Now, in terms of closing, what I would like to say is first of all, the last 4 years were a special honor to be your Governor and the teamwork that we showed in the bipartisanship on how to take on tough problems and solve them together. Act above politics. We took on problems that had been their for decades, whether it be the Grand Bargain, Healthy Michigan, so many different things, Transportation. We should be proud of that. We still have some to clean up. We need to finish Transportation, we have this tax credit issue, but the second 4 years, in particular, is an opportunity to set that big vision for the future.

To fundamentally step back and say there is a better way for government to operate and that is the River of Opportunity. This is truly an opportunity to revolutionize how we operate and recognize we work for real people. We work for them. They deserve results. They don’t deserve to be a number of 15 different programs. Let’s do something about that.

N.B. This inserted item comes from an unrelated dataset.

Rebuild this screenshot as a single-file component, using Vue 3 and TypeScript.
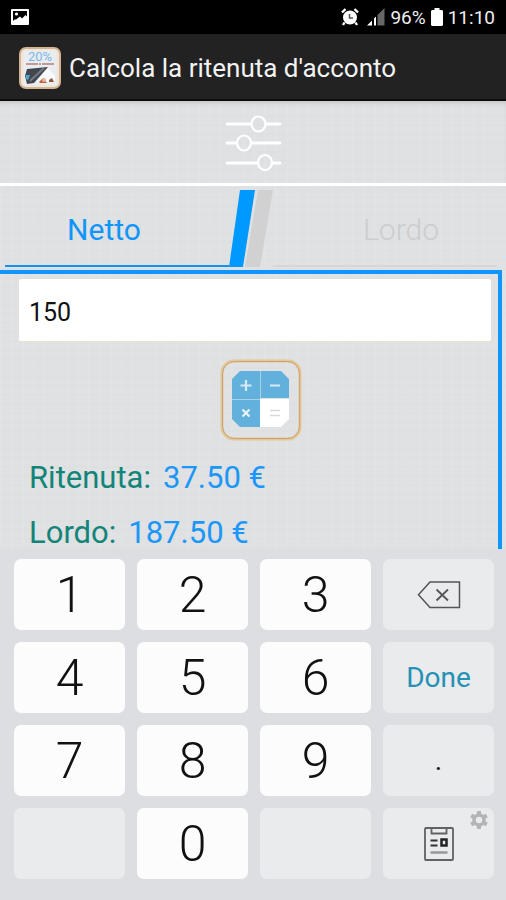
<script setup lang="ts">
import { computed, ref } from 'vue'

type Tab = 'Netto' | 'Lordo'

const tab = ref<Tab>('Netto')
const amount = ref('150')

const value = computed(() => Number.parseFloat(amount.value) || 0)
const gross = computed(() => (tab.value === 'Netto' ? value.value / 0.8 : value.value))
const withholding = computed(() => gross.value * 0.2)
const other = computed(() => (tab.value === 'Netto' ? gross.value : gross.value - withholding.value))
const otherLabel = computed(() => (tab.value === 'Netto' ? 'Lordo:' : 'Netto:'))

const euro = (n: number): string => `${n.toFixed(2)} €`

function press(key: string): void {
  amount.value += key
}

function erase(): void {
  amount.value = amount.value.slice(0, -1)
}
</script>

<template>
  <div class="screen">
    <div class="status">
      <svg class="picture" width="18" height="16" viewBox="0 0 18 16">
        <rect width="18" height="16" rx="1" fill="#fff" />
        <path d="M2 2H16V7.500L14.500 6L11 9.500L9 7.500L5 10.500H3.500L2 12Z" fill="#000" />
        <circle cx="5.500" cy="5" r="1.600" fill="#fff" />
      </svg>
      <div class="indicators">
        <svg width="18" height="18" viewBox="0 0 18 18">
          <circle cx="9" cy="9.500" r="7" fill="#fff" />
          <path d="M1 4.500L4.500 1M17 4.500L13.500 1M3.500 14.500L2 17M14.500 14.500L16 17" stroke="#fff" stroke-width="2.400" />
          <path d="M8.500 6V10H12" fill="none" stroke="#555" stroke-width="1.500" />
        </svg>
        <svg class="signal" width="18" height="18" viewBox="0 0 18 18">
          <path d="M0 17.500L5 12.500V17.500ZM7 10.500L9 8.500V17.500H7Z" fill="#fff" />
          <path d="M10.500 7L17.500 0V17.500H10.500Z" fill="#666" />
        </svg>
        <span>96%</span>
        <svg class="battery" width="12" height="18" viewBox="0 0 12 18">
          <path d="M3.500 0H8.500V2H11L12 3V17L11 18H1L0 17V3L1 2H3.500Z" fill="#fff" />
        </svg>
        <span>11:10</span>
      </div>
    </div>

    <header class="appbar">
      <svg width="42" height="42" viewBox="0 0 42 42">
        <rect x="1" y="1" width="40" height="40" rx="6" fill="#efe6de" stroke="#d3b490" stroke-width="2" />
        <rect x="5" y="4" width="32" height="34" fill="#e9edf0" />
        <text x="21" y="14" text-anchor="middle" font-size="13" class="logo-text" fill="#7ab7e8">20%</text>
        <path d="M7 17H35" stroke="#c39a98" stroke-width="2" stroke-dasharray="12 1 2 1" />
        <path d="M8 22L29 20L15 36L8 37L6 29Z" fill="#42464f" />
        <path d="M11 34L25 21" stroke="#747b86" stroke-width="2" />
        <path d="M7 28L11 28L9 33L7 32Z" fill="#4ba9d6" />
        <path d="M29 21L36 29V35H17Z" fill="#f8f9fa" />
        <path d="M20 35L24 31L28 36H21Z" fill="#bd613c" />
        <circle cx="25" cy="33" r="2" fill="#e8b49a" />
        <path d="M30 33L33 31L35 35H30Z" fill="#8b5a3c" />
      </svg>
      <h1>Calcola la ritenuta d'acconto</h1>
    </header>

    <main class="content">
      <div class="toolbar">
        <button class="plain" type="button" aria-label="Impostazioni">
          <svg width="58" height="58" viewBox="0 0 58 58" fill="none" stroke="#fff" stroke-width="2.800" stroke-linecap="round">
            <path d="M3 11H27M42 11H56M3 30H12M27 30H56M3 50H34M48 50H56" />
            <ellipse cx="34.500" cy="11" rx="7" ry="7.500" stroke-width="2.200" />
            <ellipse cx="20" cy="30" rx="7" ry="7.500" stroke-width="2.200" />
            <ellipse cx="41" cy="49.500" rx="7" ry="7.500" stroke-width="2.200" />
          </svg>
        </button>
      </div>

      <div class="tabs">
        <button class="tab left" :class="{ active: tab === 'Netto' }" type="button" @click="tab = 'Netto'">Netto</button>
        <svg class="slash" width="44" height="77" viewBox="0 0 44 77">
          <path d="M29 0H44L31 77H16Z" fill="#d1d1d1" />
          <path d="M11 0H26L14 77H0Z" fill="#0099ff" />
        </svg>
        <button class="tab right" :class="{ active: tab === 'Lordo' }" type="button" @click="tab = 'Lordo'">Lordo</button>
      </div>

      <section class="panel">
        <input v-model="amount" class="amount" type="text" inputmode="decimal" aria-label="Importo" />
        <button class="plain calc" type="button" aria-label="Calcola">
          <svg width="82" height="82" viewBox="0 0 82 82">
            <rect x="2" y="2" width="78" height="78" rx="12" fill="none" stroke="#e6c597" stroke-width="3" />
            <rect x="2.500" y="2.500" width="77" height="77" rx="12" fill="none" stroke="#c9a474" stroke-width="1" />
            <path d="M20 12H40V40H12V20Z" fill="#62b1dc" />
            <path d="M41 12H61L69 20V39H41Z" fill="#62b1dc" />
            <path d="M12 41H40V68H20L12 60Z" fill="#62b1dc" />
            <path d="M40 40H69V60L61 68H40Z" fill="#fff" />
            <path d="M40.500 12V40M12 40.500H40" stroke="#a5d2e9" />
            <path d="M26 21V32M20.500 26.500H31.500M50 26.500H60" stroke="#d4eaf5" stroke-width="2.200" />
            <path d="M22.500 50.500L29.500 57.500M29.500 50.500L22.500 57.500" stroke="#e7f3fa" stroke-width="2.200" />
            <path d="M50 51.500H60M50 56.500H60" stroke="#d8d8d8" stroke-width="1.500" />
          </svg>
        </button>
        <dl class="results">
          <div>
            <dt>Ritenuta:</dt>
            <dd>{{ euro(withholding) }}</dd>
          </div>
          <div>
            <dt>{{ otherLabel }}</dt>
            <dd>{{ euro(other) }}</dd>
          </div>
        </dl>
      </section>
    </main>

    <div class="keyboard">
      <button v-for="k in ['1', '2', '3']" :key="k" class="key digit" type="button" @click="press(k)">{{ k }}</button>
      <button class="key" type="button" aria-label="Cancella" @click="erase">
        <svg width="44" height="28" viewBox="0 0 44 28" fill="none" stroke="#555" stroke-width="1.500">
          <path d="M13 1H42.500V26.500H13L1.500 13.800Z" />
          <path d="M19.500 8.500L31 19.500M31 8.500L19.500 19.500" stroke-width="1.800" />
        </svg>
      </button>

      <button v-for="k in ['4', '5', '6']" :key="k" class="key digit" type="button" @click="press(k)">{{ k }}</button>
      <button class="key done" type="button">Done</button>

      <button v-for="k in ['7', '8', '9']" :key="k" class="key digit" type="button" @click="press(k)">{{ k }}</button>
      <button class="key dot" type="button" @click="press('.')">.</button>

      <button class="key" type="button" disabled></button>
      <button class="key digit" type="button" @click="press('0')">0</button>
      <button class="key" type="button" disabled></button>
      <button class="key" type="button" aria-label="Appunti">
        <svg width="30" height="34" viewBox="0 0 30 34" fill="none" stroke="#606264" stroke-width="1.800">
          <rect x="1" y="1" width="28" height="32" rx="1" />
          <path d="M7.500 1V6.500H22.500V1" />
          <path d="M6.500 13.500H13.500M6.500 18.500H13.500" stroke="#333" />
          <rect x="17.500" y="12.500" width="5" height="6" stroke="#222" stroke-width="2.500" />
          <path d="M6.500 25.500H23.500" stroke="#999" stroke-width="2.500" />
        </svg>
        <svg class="gear" width="18" height="18" viewBox="0 0 18 18" fill="none" stroke="#b2b4b6">
          <circle cx="9" cy="9" r="5" stroke-width="3.500" />
          <path d="M9 0V4M9 14V18M1.200 4.500L4.700 6.500M13.300 11.500L16.800 13.500M1.200 13.500L4.700 11.500M13.300 6.500L16.800 4.500" stroke-width="4" />
        </svg>
      </button>
    </div>
  </div>
</template>

<style>
body {
  margin: 0;
}
</style>

<style scoped>
.screen {
  display: flex;
  flex-direction: column;
  min-height: 100vh;
  background: #dcdee1;
  font-family: Roboto, "Liberation Sans", sans-serif;
}

button {
  margin: 0;
  border: 0;
  font-family: inherit;
}

.status {
  display: flex;
  align-items: center;
  justify-content: space-between;
  box-sizing: border-box;
  height: 34px;
  padding: 0 11px;
  background: #000;
  color: #eee;
  font-size: 19px;
}

.indicators {
  display: flex;
  align-items: center;
  gap: 5px;
}

.signal {
  margin-left: 3px;
}

.appbar {
  display: flex;
  align-items: center;
  gap: 8px;
  box-sizing: border-box;
  height: 67px;
  padding: 3px 19px 0;
  border-bottom: 2px solid #0c0c0c;
  background: #222;
}

h1 {
  margin: 0;
  color: #f2f2f2;
  font-size: 26px;
  font-weight: 400;
  line-height: 32px;
}

.logo-text {
  font-family: Roboto, sans-serif;
}

.content {
  display: flex;
  flex: 1;
  flex-direction: column;
  background:
    repeating-linear-gradient(90deg, rgba(255, 255, 255, 0.05) 0 2px, transparent 2px 11px),
    repeating-linear-gradient(0deg, rgba(120, 125, 130, 0.015) 0 2px, transparent 2px 9px),
    #dfe1e3;
}

.toolbar {
  display: flex;
  align-items: center;
  justify-content: center;
  height: 82px;
  border-bottom: 3px solid #fff;
  box-shadow: inset 0 4px 4px -2px rgba(0, 0, 0, 0.12);
}

.plain {
  display: flex;
  padding: 0;
  background: none;
}

.tabs {
  display: grid;
  grid-template-columns: 1fr 44px 1fr;
  padding: 4px 9px 3px 5px;
}

.tab {
  box-sizing: border-box;
  padding: 4px 0 0;
  border-bottom: 2px solid #d6d6d7;
  background: none;
  color: #cbcdce;
  font-size: 30px;
  font-weight: 300;
  line-height: 36px;
}

.tab.active {
  border-bottom-color: #0f93ee;
  color: #1095fa;
  font-weight: 400;
}

.left {
  padding-right: 26px;
}

.right {
  padding-left: 32px;
}

.panel {
  display: flex;
  flex: 1;
  flex-direction: column;
  align-items: center;
  margin-right: 4px;
  padding: 5px 7px 0 19px;
  border-top: 4px solid #1095fa;
  border-right: 4px solid #1095fa;
}

.amount {
  box-sizing: border-box;
  width: 100%;
  height: 63px;
  padding: 4px 10px 0;
  border: 0;
  border-bottom: 1px solid #e6e4d0;
  outline: 0;
  border-radius: 2px;
  background: #fff;
  color: #111;
  font-family: inherit;
  font-size: 25px;
}

.calc {
  margin: 17px 0 17px 12px;
}

.results {
  align-self: stretch;
  margin: 0;
  padding-left: 10px;
  font-size: 31px;
}

.results div {
  display: flex;
  gap: 12px;
  height: 55px;
  line-height: 40px;
}

.results div:last-child {
  height: 36px;
}

dt {
  color: #138478;
}

dd {
  margin: 0;
  color: #1b97f7;
}

.keyboard {
  display: grid;
  grid-template-columns: repeat(4, 1fr);
  grid-auto-rows: 71px;
  gap: 12px;
  padding: 10px 12px 21px 14px;
  background: #dcdee1;
}

.key {
  position: relative;
  display: flex;
  align-items: center;
  justify-content: center;
  padding: 0;
  border-radius: 7px;
  background: #e9ebed;
  color: #111;
}

.digit {
  background: #fcfcfc;
  font-size: 50px;
  font-weight: 300;
}

.done {
  color: #2591b5;
  font-size: 28px;
}

.dot {
  font-size: 28px;
}

.gear {
  position: absolute;
  top: 3px;
  right: 6px;
}
</style>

The other thing I would mention to you in particular is kind of interesting in the time of this event. In a couple of hours you get to hear another speech and what I would say on this is I think it is a great opportunity to watch both speeches and not just watch the speeches, but watch the outcome and results. Well, we solve problems in Michigan, we have gridlock in Washington and this is not a partisan comment, folks. Both sides have huge issues. Gridlock is not a good answer for any of us. And, if you look at the positioning their already looking at figuring out how to take shots at one another. We don’t do that here. Does it make a difference? It absolutely does. We use relentless, positive action. Thank you.

For the historical archives, I would have it noted that is the latest of my 5 speeches that phrase has been used. We use relentless positive action to solve the tough problems, where they spend most of their time on fighting and blame and leaving those problems for future generations. We balance budgets; we pay our debts. We reformed our tax system to be simple, fair and efficient. We have worked above politics to do great things, as I mentioned the Grand Bargain, Healthy Michigan. We’re leading the nation in creating manufacturing jobs. We’re leading the nation in early childhood education. We’re going to lead the nation in career tech education and the skilled trades. We’re going to lead the nation in treating our citizens as real people, not programs. With your partnership, we’re going to continue moving Michigan to the top to say we can be the best, to do the right thing by our citizens and it’s something we should be proud of. It is going to require hard work. It is going to require cooperation, understanding, but as relentless, positive action works, let’s not talk about how we differ; let’s embrace diversity as a positive power. Let’s find the common ground and take on those tough issues and solve them together, because that is what our citizens want; that’s what they deserve. So, thank you for the opportunity to share tonight with you.

Thank you, Good Night, and God bless the State of Michigan, the United States of America and each and every one of you. Thank you.